First Auditor Vs Subsequent Auditors
The Companies Act 2013 distinguishes between the first auditor (appointed for the company's first financial year) and subsequent auditors (appointed at AGMs). Per MCA Notification G.S.R. 359(E) dated 30 May 2025 (effective 14 July 2025), ADT-1 filing is now mandatory for first auditor appointments by the Board too, where it was previously optional or recommended.
| Trigger | Who Appoints | Tenure | ADT-1 Filing Trigger |
|---|---|---|---|
| First auditor (within 30 days of incorporation) | Board of Directors | Until conclusion of first AGM | 15 days from board resolution |
| First AGM appointment | Shareholders at AGM | Up to 5 financial years | 15 days from AGM |
| Reappointment at subsequent AGM | Shareholders at AGM | Up to 5 financial years (for individual auditor) | 15 days from AGM |
| Casual vacancy (resignation, death) | Board (with shareholder ratification) | Until next AGM | 15 days from board resolution |
Auditor Appointment Tenure Under Section 139
Section 139(1) of the Companies Act 2013 allows the appointment of an auditor for up to five financial years at a time, with the appointment subject to ratification at every AGM until the Companies (Amendment) Act 2017 removed the annual ratification requirement.
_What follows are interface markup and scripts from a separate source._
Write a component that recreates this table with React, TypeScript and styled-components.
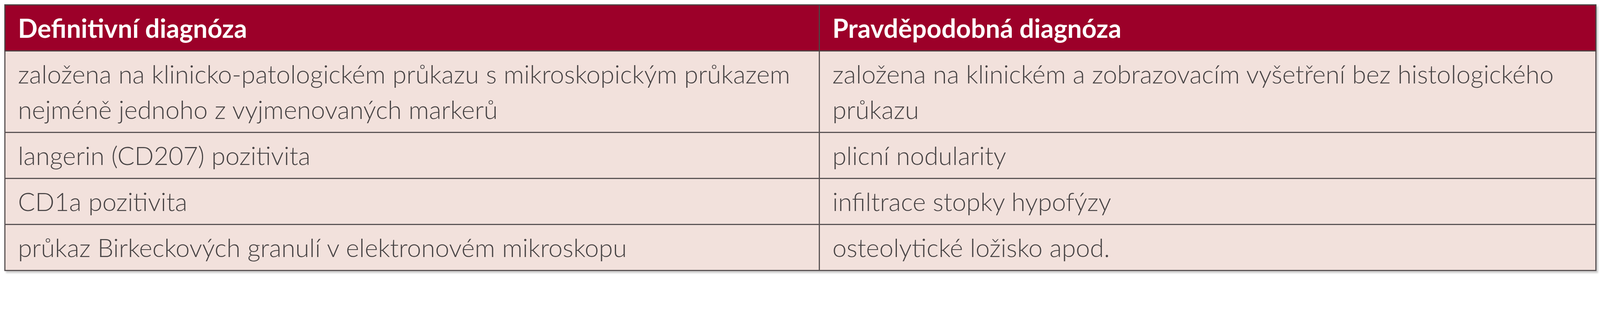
import React from "react";
import { styled, createGlobalStyle } from "styled-components";

const GlobalStyle = createGlobalStyle`
  html, body {
    margin: 0;
    padding: 0;
    background: #ffffff;
  }
  body {
    font-family: Lato, "Open Sans", sans-serif;
  }
`;

type Row = { definitive: string[]; probable: string[] };

const rows: Row[] = [
  {
    definitive: [
      "založena na klinicko-patologickém průkazu s mikroskopickým průkazem",
      "nejméně jednoho z vyjmenovaných markerů",
    ],
    probable: [
      "založena na klinickém a zobrazovacím vyšetření bez histologického",
      "průkazu",
    ],
  },
  { definitive: ["langerin (CD207) pozitivita"], probable: ["plicní nodularity"] },
  { definitive: ["CD1a pozitivita"], probable: ["infiltrace stopky hypofýzy"] },
  {
    definitive: ["průkaz Birkeckových granulí v elektronovém mikroskopu"],
    probable: ["osteolytické ložisko apod."],
  },
];

const Lines: React.FC<{ lines: string[] }> = ({ lines }) => (
  <>
    {lines.map((line, i) => (
      <React.Fragment key={i}>
        {i > 0 && <br />}
        {line}
      </React.Fragment>
    ))}
  </>
);

export default function App() {
  return (
    <>
      <GlobalStyle />
      <Page>
        <Table>
          <colgroup>
            <LeftCol />
            <col />
          </colgroup>
          <thead>
            <tr>
              <HeadCell>Definitivní diagnóza</HeadCell>
              <HeadCell>Pravděpodobná diagnóza</HeadCell>
            </tr>
          </thead>
          <tbody>
            {rows.map((row, i) => (
              <tr key={i}>
                <Cell>
                  <Lines lines={row.definitive} />
                </Cell>
                <Cell>
                  <Lines lines={row.probable} />
                </Cell>
              </tr>
            ))}
          </tbody>
        </Table>
      </Page>
    </>
  );
}

const Page = styled.div`
  padding: 11px;
`;

const Table = styled.table`
  width: 4076px;
  border-collapse: collapse;
  table-layout: fixed;
  border: 3.5px solid #534b4c;
  box-shadow: 4px 5px 4px rgba(0, 0, 0, 0.2);
`;

const LeftCol = styled.col`
  width: 2085px;
`;

const HeadCell = styled.th`
  background: #9c0029;
  color: #ffffff;
  text-align: left;
  font-family: Lato, "Open Sans", sans-serif;
  font-weight: 700;
  font-size: 66px;
  line-height: 91px;
  padding: 12px 32px;
  border: 3.5px solid #4f4344;
  white-space: nowrap;
  overflow: hidden;
`;

const Cell = styled.td`
  background: #f2e1dc;
  color: #474344;
  font-family: Lato, "Open Sans", sans-serif;
  font-weight: 300;
  font-size: 65px;
  line-height: 91px;
  padding: 12px 32px;
  border: 3.5px solid #5b5455;
  vertical-align: top;
  white-space: nowrap;
  overflow: hidden;
`;
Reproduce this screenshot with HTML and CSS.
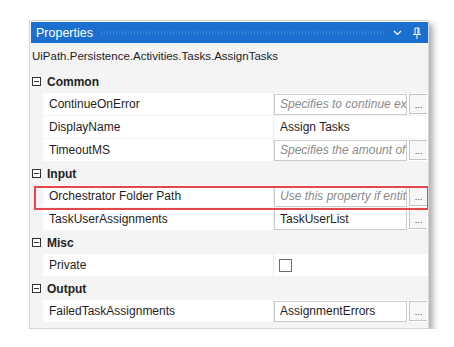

Section 139(2) imposes mandatory rotation for listed companies and certain prescribed classes of companies: an individual auditor cannot serve for more than one term of five consecutive years, and an audit firm cannot serve for more than two terms of five consecutive years (10 years total). After the rotation, a 5-year cooling period applies before the same auditor can be reappointed.
Private companies that are not listed and do not cross the prescribed thresholds (paid-up capital Rs 10 crore, turnover Rs 100 crore, or borrowings Rs 50 crore) are exempt from mandatory auditor rotation. Most early-stage Pvt Ltds remain in the exempt category and can keep the same auditor indefinitely with reappointment every 5 years.
What Gets Filed In Adt-1
The form captures the appointment basics and the auditor's credentials. Attachments are critical: missing the auditor's written consent or eligibility certificate is the most common cause of resubmission.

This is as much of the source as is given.